But surely, of all qualities in a friend or companion who is to do us good, the most vital is, that he fears the Lord. As such friendships are by far the most pleasant, so they are by far the most profitable. And when you have made friends, stick by them. Don’t let it be said of you that your friend seemed to be everything to you yesterday, but nothing to-day. And if your friends rise above you in the world, rejoice in their prosperity, and banish every envious feeling; or if you should rise above them, do not forget them, nor forsake them, but, as if you had made a covenant before God, continue to show kindness to them and to their children after them. Pray for them, and ask them to pray for you.

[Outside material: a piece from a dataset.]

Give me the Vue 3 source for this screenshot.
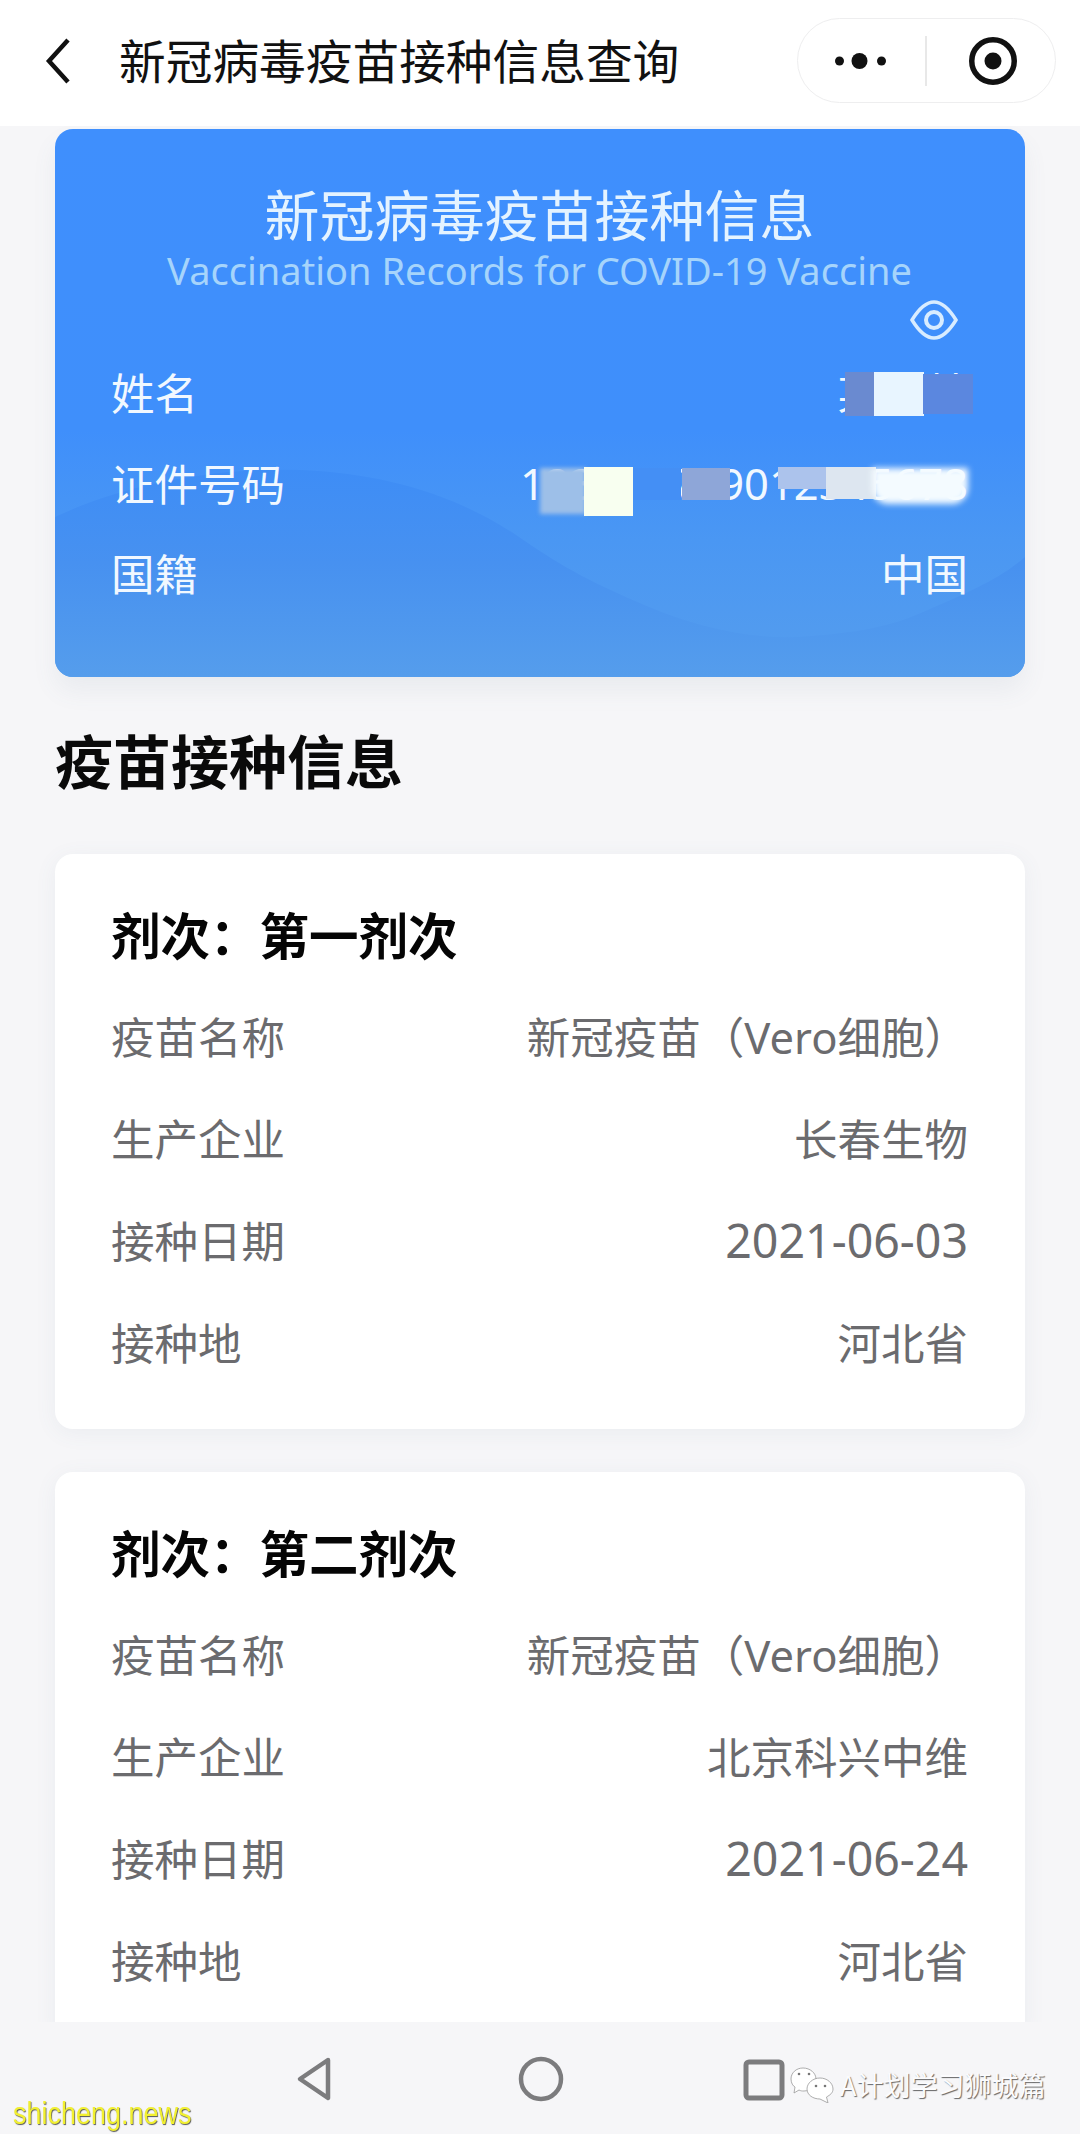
<script setup>
const doses = [
  {
    title: '剂次\uFF1A第一剂次',
    rows: [
      { label: '疫苗名称', parts: [['新冠疫苗\uFF08', ''], ['Vero', 'vero'], ['细胞\uFF09', '']] },
      { label: '生产企业', parts: [['长春生物', '']] },
      { label: '接种日期', parts: [['2021-06-03', 'latin']] },
      { label: '接种地', parts: [['河北省', '']] },
    ],
  },
  {
    title: '剂次\uFF1A第二剂次',
    rows: [
      { label: '疫苗名称', parts: [['新冠疫苗\uFF08', ''], ['Vero', 'vero'], ['细胞\uFF09', '']] },
      { label: '生产企业', parts: [['北京科兴中维', '']] },
      { label: '接种日期', parts: [['2021-06-24', 'latin']] },
      { label: '接种地', parts: [['河北省', '']] },
    ],
  },
]
</script>

<template>
  <div class="page">
    <header class="topbar">
      <svg class="back" viewBox="0 0 30 46" width="30" height="46"><path d="M25 2 L6 23 L25 44" fill="none" stroke="#111" stroke-width="4.5" stroke-linejoin="miter"/></svg>
      <h1 class="top-title">新冠病毒疫苗接种信息查询</h1>
      <div class="capsule">
        <svg viewBox="0 0 51 16" width="51" height="16"><circle cx="4.5" cy="8" r="4.5" fill="#111"/><circle cx="24.5" cy="8" r="8" fill="#111"/><circle cx="46.5" cy="8" r="4.5" fill="#111"/></svg>
        <span class="cap-sep"></span>
        <svg viewBox="0 0 50 50" width="50" height="50"><circle cx="25" cy="25" r="21.25" fill="none" stroke="#111" stroke-width="5.5"/><circle cx="25" cy="25" r="8.5" fill="#111"/></svg>
      </div>
    </header>

    <main class="main">
      <section class="id-card">
        <svg class="waves" viewBox="0 0 970 548" preserveAspectRatio="none">
          <defs>
            <linearGradient id="wa" x1="0" y1="0" x2="0" y2="1"><stop offset="0" stop-color="#3e8df6"/><stop offset=".45" stop-color="#4791f0"/><stop offset="1" stop-color="#559dec"/></linearGradient>
          </defs>
          <path d="M0 388 C70 355 160 338 247 341 C330 345 400 365 464 408 C510 440 540 455 594 478 C640 497 690 510 742 508 C790 505 830 500 866 484 C910 465 945 450 970 428 L970 548 L0 548 Z" fill="url(#wa)"/>
        </svg>
        <h2 class="id-title">新冠病毒疫苗接种信息</h2>
        <p class="id-sub">Vaccination Records for COVID-19 Vaccine</p>
        <div class="eye-row">
          <svg viewBox="0 0 48 40" width="48" height="40"><path d="M2 20 C10 7 17 2 24 2 C31 2 38 7 46 20 C38 33 31 38 24 38 C17 38 10 33 2 20 Z" fill="none" stroke="#d8ecff" stroke-width="3.5"/><circle cx="24" cy="20" r="8" fill="none" stroke="#d8ecff" stroke-width="4"/></svg>
        </div>
        <div class="id-row"><span>姓名</span>
          <span class="val-wrap">某某某
            <i class="mask m-name-a"></i><i class="mask m-name-b"></i><i class="mask m-name-c"></i>
          </span>
        </div>
        <div class="id-row"><span>证件号码</span>
          <span class="val-wrap id-num">123456789012345678
            <i class="mask m-id-a"></i><i class="mask m-id-b"></i><i class="mask m-id-c"></i><i class="mask m-id-d"></i><i class="mask m-id-e"></i><i class="mask m-id-f"></i><i class="mask m-id-g"></i>
          </span>
        </div>
        <div class="id-row last"><span>国籍</span><span class="val-wrap">中国</span></div>
      </section>

      <h2 class="section-title">疫苗接种信息</h2>

      <section v-for="d in doses" :key="d.title" class="dose">
        <h3 class="dose-title">{{ d.title }}</h3>
        <div v-for="r in d.rows" :key="r.label" class="dose-row">
          <span>{{ r.label }}</span>
          <span><span v-for="(p, i) in r.parts" :key="i" :class="p[1]">{{ p[0] }}</span></span>
        </div>
      </section>
    </main>

    <nav class="navbar">
      <svg viewBox="0 0 40 46" width="40" height="46"><path d="M34 4 L6 23 L34 42 Z" fill="none" stroke="#7c7c7e" stroke-width="4.5" stroke-linejoin="round"/></svg>
      <svg viewBox="0 0 46 46" width="46" height="46"><circle cx="23" cy="23" r="20" fill="none" stroke="#7c7c7e" stroke-width="4.5"/></svg>
      <svg class="nav-square" viewBox="0 0 42 42" width="42" height="42"><rect x="3" y="3" width="36" height="36" rx="3" fill="none" stroke="#7c7c7e" stroke-width="5"/></svg>
    </nav>

    <div class="wm-wechat">
      <svg viewBox="0 0 44 36" width="44" height="36"><path d="M13 1 C6 1 1 6 1 12 C1 16 3 19 5 20 L4 26 L9 23 C11 24 12 24 14 24 C21 24 26 18 26 12 C26 6 20 1 13 1 Z" fill="#fff" stroke="#999" stroke-width=".8"/><path d="M30 11 C23 11 17 16 17 22 C17 28 23 32 30 32 L38 36 L36.5 30 C40 28 43 26 43 22 C43 16 37 11 30 11 Z" fill="#fff" stroke="#999" stroke-width=".8"/><circle cx="9" cy="7" r="1.3" fill="#777"/><circle cx="19" cy="7" r="1.3" fill="#777"/><circle cx="26" cy="19" r="1.3" fill="#777"/><circle cx="35" cy="19" r="1.3" fill="#777"/></svg>
      <span>A计划学习狮城篇</span>
    </div>
    <div class="wm-site">shicheng.news</div>
  </div>
</template>

<style>
html, body { margin: 0; background: #f6f6f8; }
</style>

<style scoped>
.page {
  position: relative;
  width: 1080px;
  height: 2134px;
  display: flex;
  flex-direction: column;
  overflow: hidden;
  background: #f6f6f8;
  font-family: "Noto Sans CJK SC", "Noto Sans", sans-serif;
}
.topbar {
  flex: none;
  height: 126px;
  box-sizing: border-box;
  display: flex;
  align-items: center;
  padding: 0 24px 5px 43px;
  background: #fff;
}
.back { flex: none; margin-top: 1px; }
.top-title {
  margin: -3px 0 0 46px;
  flex: 1;
  font-size: 46.7px;
  line-height: 60px;
  font-weight: 400;
  color: #111;
  white-space: nowrap;
}
.capsule {
  flex: none;
  width: 259px;
  height: 85px;
  box-sizing: border-box;
  border: 1.5px solid #eeeeef;
  border-radius: 43px;
  display: flex;
  align-items: center;
  padding-left: 37px;
  background: #fff;
}
.cap-sep { flex: none; width: 1.5px; height: 50px; background: #e8e8e8; margin: 0 41px 0 39px; }
.main {
  flex: 1;
  min-height: 0;
  overflow: hidden;
  box-sizing: border-box;
  padding: 3px 55px 0;
}
.id-card {
  position: relative;
  height: 548px;
  box-sizing: border-box;
  padding: 53px 57px 0 56px;
  border-radius: 18px;
  overflow: hidden;
  color: #f1f8ff;
  background: linear-gradient(180deg, #3f8ffd 0%, #3f8ffb 55%, #4a97f3 75%, #559ded 100%);
  box-shadow: 0 14px 24px rgba(90, 110, 140, .08);
}
.waves { position: absolute; inset: 0; width: 100%; height: 100%; }
.id-title, .id-sub, .eye-row, .id-row { position: relative; }
.id-title {
  margin: 0;
  text-align: center;
  font-size: 55px;
  line-height: 60px;
  font-weight: 400;
  color: #e4f3ff;
  white-space: nowrap;
}
.id-sub {
  margin: 6px 0 0;
  text-align: center;
  font-family: "Noto Sans", sans-serif;
  font-size: 38px;
  line-height: 44px;
  color: #a6d4fb;
  white-space: nowrap;
}
.eye-row {
  display: flex;
  justify-content: flex-end;
  height: 40px;
  margin: 8px 10px 6px 0;
}
.id-row {
  display: flex;
  justify-content: space-between;
  align-items: center;
  height: 91px;
  font-size: 43.5px;
  line-height: 60px;
}
.id-row.last { margin-top: -1px; }
.val-wrap { position: relative; white-space: nowrap; }
.id-num { font-family: "Noto Sans", sans-serif; }
.mask { position: absolute; display: block; }
.m-name-a { left: 7px; width: 30px; top: 10px; height: 44px; background: #6a8ad0; }
.m-name-b { left: 36px; width: 50px; top: 10px; height: 44px; background: #e8f5ff; }
.m-name-c { left: 85px; width: 50px; top: 12px; height: 40px; background: #5b87df; }
.m-id-a { left: 20px; width: 46px; top: 15px; height: 46px; background: #9dbfe8; filter: blur(2px); }
.m-id-b { left: 64px; width: 49px; top: 14px; height: 49px; background: #f8fff0; }
.m-id-c { left: 113px; width: 48px; top: 15px; height: 32px; background: #448ff5; }
.m-id-d { left: 162px; width: 48px; top: 15px; height: 32px; background: #8ea6d8; }
.m-id-e { left: 258px; width: 48px; top: 14px; height: 22px; background: #acc3ec; }
.m-id-f { left: 306px; width: 50px; top: 14px; height: 32px; background: #dde6f0; }
.m-id-g { left: 352px; width: 96px; top: 15px; height: 36px; background: #f4fbff; filter: blur(3px); border-radius: 0 0 16px 16px; }
.section-title {
  margin: 47px 0 60px;
  font-size: 58px;
  line-height: 70px;
  font-weight: 700;
  color: #0a0a0a;
}
.dose {
  padding: 50px 57px 36px 56px;
  margin-bottom: 43px;
  background: #fff;
  border-radius: 18px;
  box-shadow: 0 4px 22px rgba(90, 110, 140, .07);
}
.dose-title {
  margin: 0 0 21px;
  font-size: 49.5px;
  line-height: 60px;
  font-weight: 700;
  color: #050505;
}
.dose-row {
  display: flex;
  justify-content: space-between;
  align-items: center;
  height: 102px;
  font-size: 43.5px;
  line-height: 60px;
  color: #6b6b6e;
  white-space: nowrap;
}
.latin { font-family: "Noto Sans", sans-serif; font-size: 46.5px; }
.vero { font-family: "Noto Sans", sans-serif; font-size: 43.5px; }
.navbar {
  flex: none;
  height: 112px;
  display: flex;
  align-items: flex-start;
  padding: 34px 0 0 294px;
  box-sizing: border-box;
  gap: 184px;
  background: #f6f6f8;
}
.nav-square { margin: 3px 0 0 -5px; }
.wm-wechat {
  position: absolute;
  left: 790px;
  top: 2067px;
  display: flex;
  align-items: center;
  gap: 6px;
  font-size: 27px;
  line-height: 36px;
  color: #fbfbfd;
  text-shadow: 1px 1px 1px #666;
  white-space: nowrap;
}
.wm-site {
  position: absolute;
  left: 13px;
  top: 2094px;
  font-family: "Liberation Sans", sans-serif;
  font-size: 31px;
  line-height: 40px;
  color: #f2f030;
  text-shadow: 1px 1px 1px #555;
  white-space: nowrap;
  transform: scaleX(.87);
  transform-origin: left center;
}
</style>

Perhaps it was with some view to the friendship of Jonathan and his father that Solomon wrote, “There is a friend that sticketh closer than a brother.” Jonathan was such a friend to David. But the words suggest a higher friendship. The glory of Jonathan’s love for David fades before our Lord’s love for His brethren. If Jonathan were living among us, who of us could look on him with indifference? Would not our hearts warm to him, as we gazed on his noble form and open face, even though we had never been the objects of his affection? In the case of Jesus Christ, we have all the noble qualities of Jonathan in far higher excellence than his, and we have this further consideration, that for us He has laid down His life, and that none who receive His friendship can ever be separated from His love. And what an elevating and purifying effect that friendship will have! In alliance with Him, you are in alliance with all that is pure and bright, all that is transforming and beautifying; all that can give peace to your conscience, joy to your heart, lustre to your spirit, and beauty to your life; all that can make your garments smell of myrrh, and aloes, and cassia; all that can bless you and make you a blessing. And once you are truly His, the bond can never be severed; David had to tear himself from Jonathan, but you will never have to tear yourselves from Christ. Your union is cemented by the blood of the everlasting covenant; and by the eternal efficacy of the prayer, “Father, I will that they also whom Thou hast given me be with me where I am.”

FOOTNOTES:

[3] Thirlwall’s “History of Greece.”


CHAPTER XXVIII.

DAVID AT NOB AND AT GATH.

1 Samuel xxi.

We enter here on a somewhat painful part of David’s history. He is not living so near to God as before, and in consequence his course becomes more carnal and more crooked. We saw in our last chapter the element of distrust rising up somewhat ominously in that solemn adjuration to Jonathan, “Truly as the Lord liveth, and as thy soul liveth, there is but a step between me and death.” These words, it is true, gave expression to an undoubted and in a sense universal truth, a truth which all of us should at all times ponder, but which David had special cause to feel, under the circumstances in which he was placed. It was not the fact of his giving solemn expression to this truth that indicated distrust on the part of David, but the fact that he did not set over against it another truth which was just as real,—that God had chosen him for His service, and would not allow him to perish at the hand of Saul. When a good man sees himself exposed to a terrible danger which he has no means of averting, it is no wonder if the contemplation of that danger gives rise for the moment to fear. But it is his privilege to enjoy promises of protection and blessing at the hand of the unseen God, and if his faith in these promises be active, it will not only neutralize the fear, but raise him high above it. Now, the defect in David’s state of mind was, that while he fully realized the danger, he did not by faith lay hold of that which was fitted to neutralize it. It was Jonathan rather than David who by faith realized at this time David’s grounds of security. All through Jonathan’s remarks in chapter xx. you see him thinking of God as David’s Protector,—thinking of the great purposes which God meant to accomplish by him, and which were a pledge that He would preserve him now,—thinking of David as a coming man of unprecedented power and influence, whose word would determine other men’s destinies, and dispose of their fortunes. David seems to have been greatly indebted to Jonathan for sustaining his faith while he was with him; for after he parted from Jonathan, his faith fell very low. Time after time, he follows that policy of deceit which he had instructed Jonathan to pursue in explaining his absence from the feast in Saul’s house. It is painful in the last degree to see one whose faith towered to such a lofty height in the encounter with Goliath, coming down from that noble elevation, to find him resorting for self-protection to the lies and artifices of an impostor.